Despite successfully identifying hyperuniformity in quantum spin liquids, Jiao and the team faced a big challenge.
“Typically, when people do these quantum mechanical simulations, they look at a very small-scale system,” Jiao says. “But because hyperuniformity can only be observed on a large scale, we had to simulate the largest quantum spin liquid system ever.”
Accelerating materials discovery using artificial intelligence
Beyond contributing to the scientific understanding of material structures and states of matter, Jiao foresees hyperuniformity in quantum systems leading to innovations in various fields.
“Hyperuniformity could become an important foundation for quantum computing,” Jiao says. “Quantum computing isn’t my area of expertise, but because regular computers use binary code made of zeroes and ones, the hyperuniformity in quantum spin liquids — disorder on a small scale with random spin directions, but order on a large scale with aligned spins — could provide a feasible way to build stable quantum computing technology, which operates outside of traditional binary code rules.”

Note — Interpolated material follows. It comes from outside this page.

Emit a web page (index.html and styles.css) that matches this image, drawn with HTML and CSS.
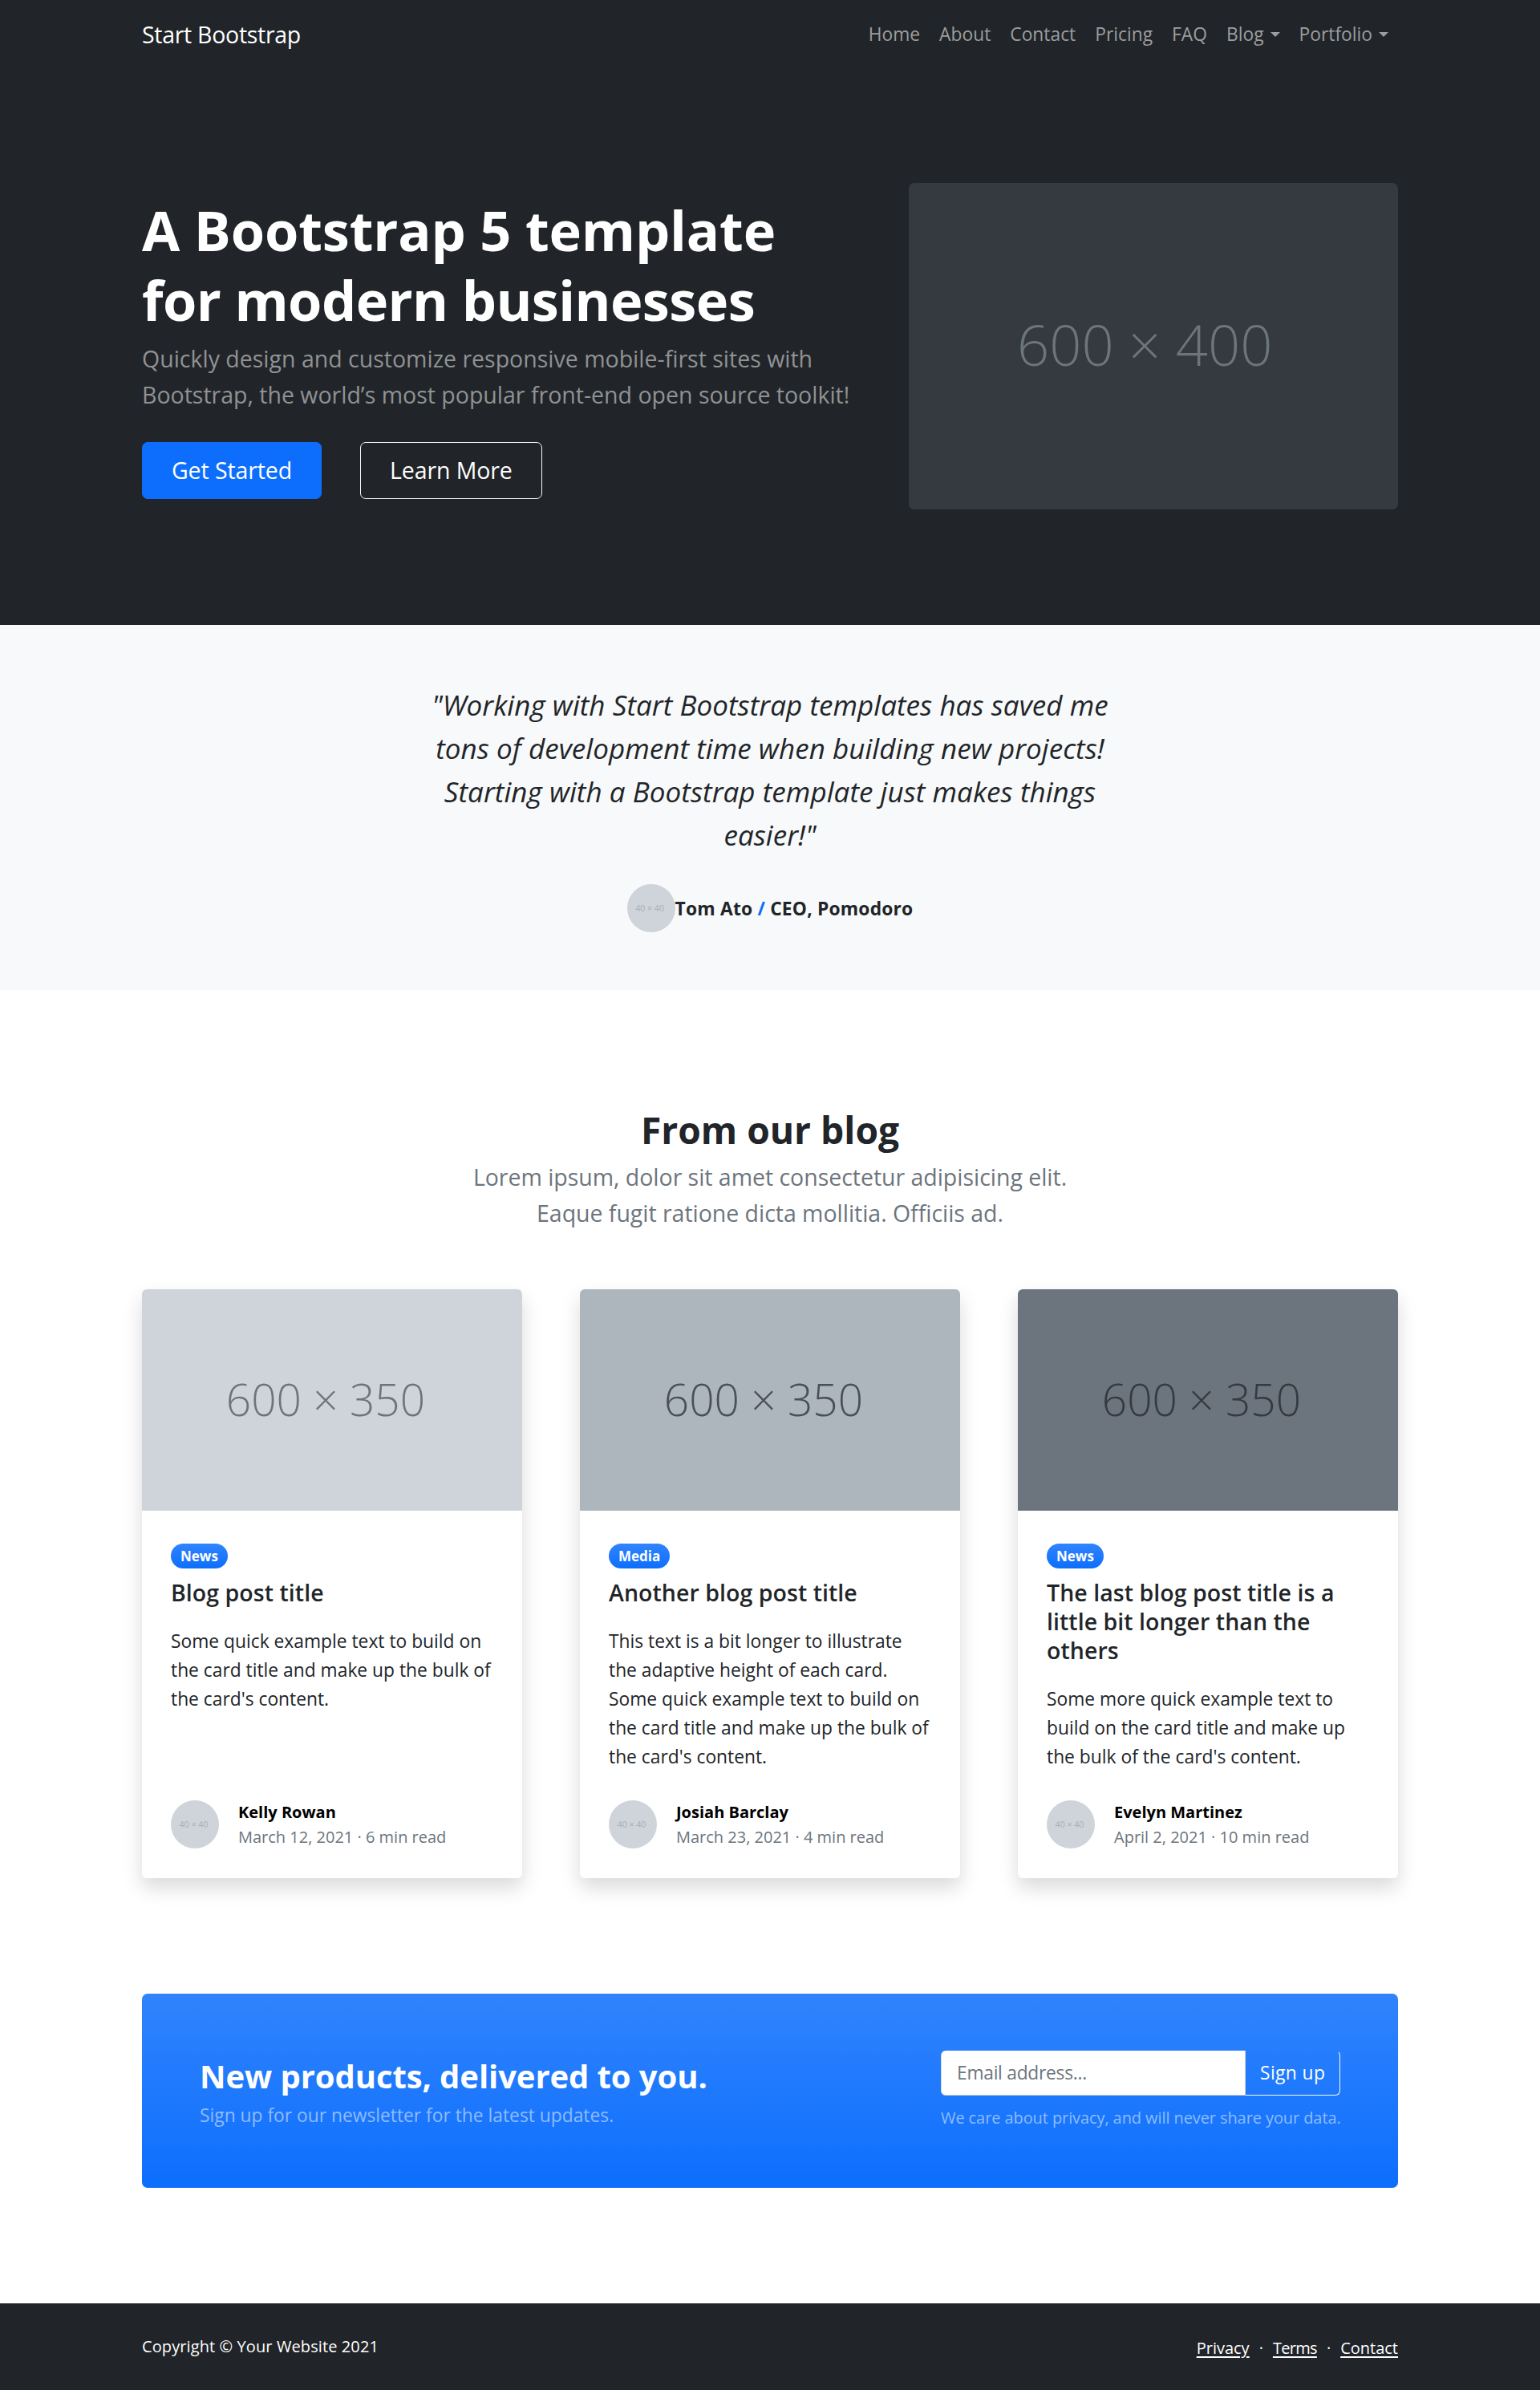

While the team relied heavily on physics-based simulations to make progress on the project, Jiao says that generative artificial intelligence models present an exciting opportunity to easily simulate larger quantum mechanical systems.
“Using AI tools can make future research in this area much more effective,” he says.
Jiao plans to capitalize on the momentum and dig a bit deeper into the fundamental rules that govern hyperuniform systems.
“Hyperuniformity is a really interesting state, not only because it combines order and disorder, but because it corresponds to optimal system properties that can’t be achieved in other states,” he says. “One of the major things I want to push for is to discover the underlying mechanisms and use hyperuniformity to engineer novel material systems.”